Вавилова считали по натуре бодрым, веселым, жизнерадостным. Нет, он таким не родился. Но он умел заставить себя быть жизнерадостным.
8
В девятнадцатом году Областная селекционная станция лишила Вавилова жалкого клочка земли в одну десятину. Но он сумел получить для опытов хутор Опоков — на высоком волжском берегу, в восьми километрах от города.
Здесь стоял бревенчатый дом с мезонином, опоясанный застекленной галереей. В нем поселился весь «Вавилон», как стали называть сотрудники Вавилова свой шумный коллектив. Жили коммуной. Еду всем готовила нанятая на общие деньги кухарка.
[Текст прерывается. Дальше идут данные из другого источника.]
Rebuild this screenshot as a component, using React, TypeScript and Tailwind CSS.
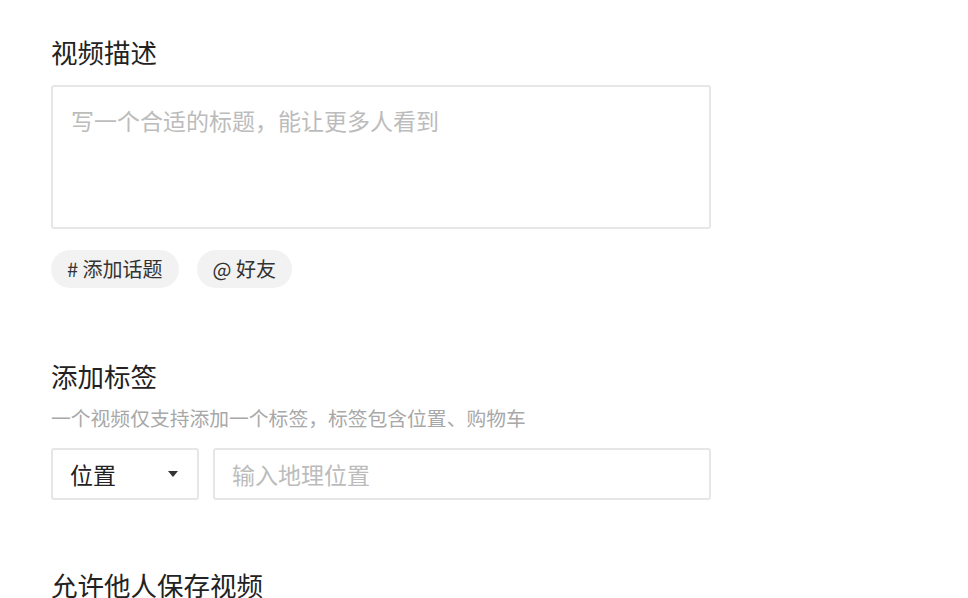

С продуктами было трудно, и каждый месяц, получив зарплату и закупив на нее гвозди, ведра, топоры, «вавилоняне» снаряжали двух человек в поход по селениям зажиточных немцев-колонистов — выменивать свой товар на съестное.
Вавилов поселился в мезонине. Свет его окна далеко был виден по ночам.
Просыпался он на рассвете. С полотенцем через плечо быстро спускался по лестнице и, обегая галерею вокруг дома, стучал в окна и громко выкрикивал!
— Подъем! Подъем!
Через полчаса он был в поле, а скоро туда приходили и его сотрудницы. Работали от солнца до солнца…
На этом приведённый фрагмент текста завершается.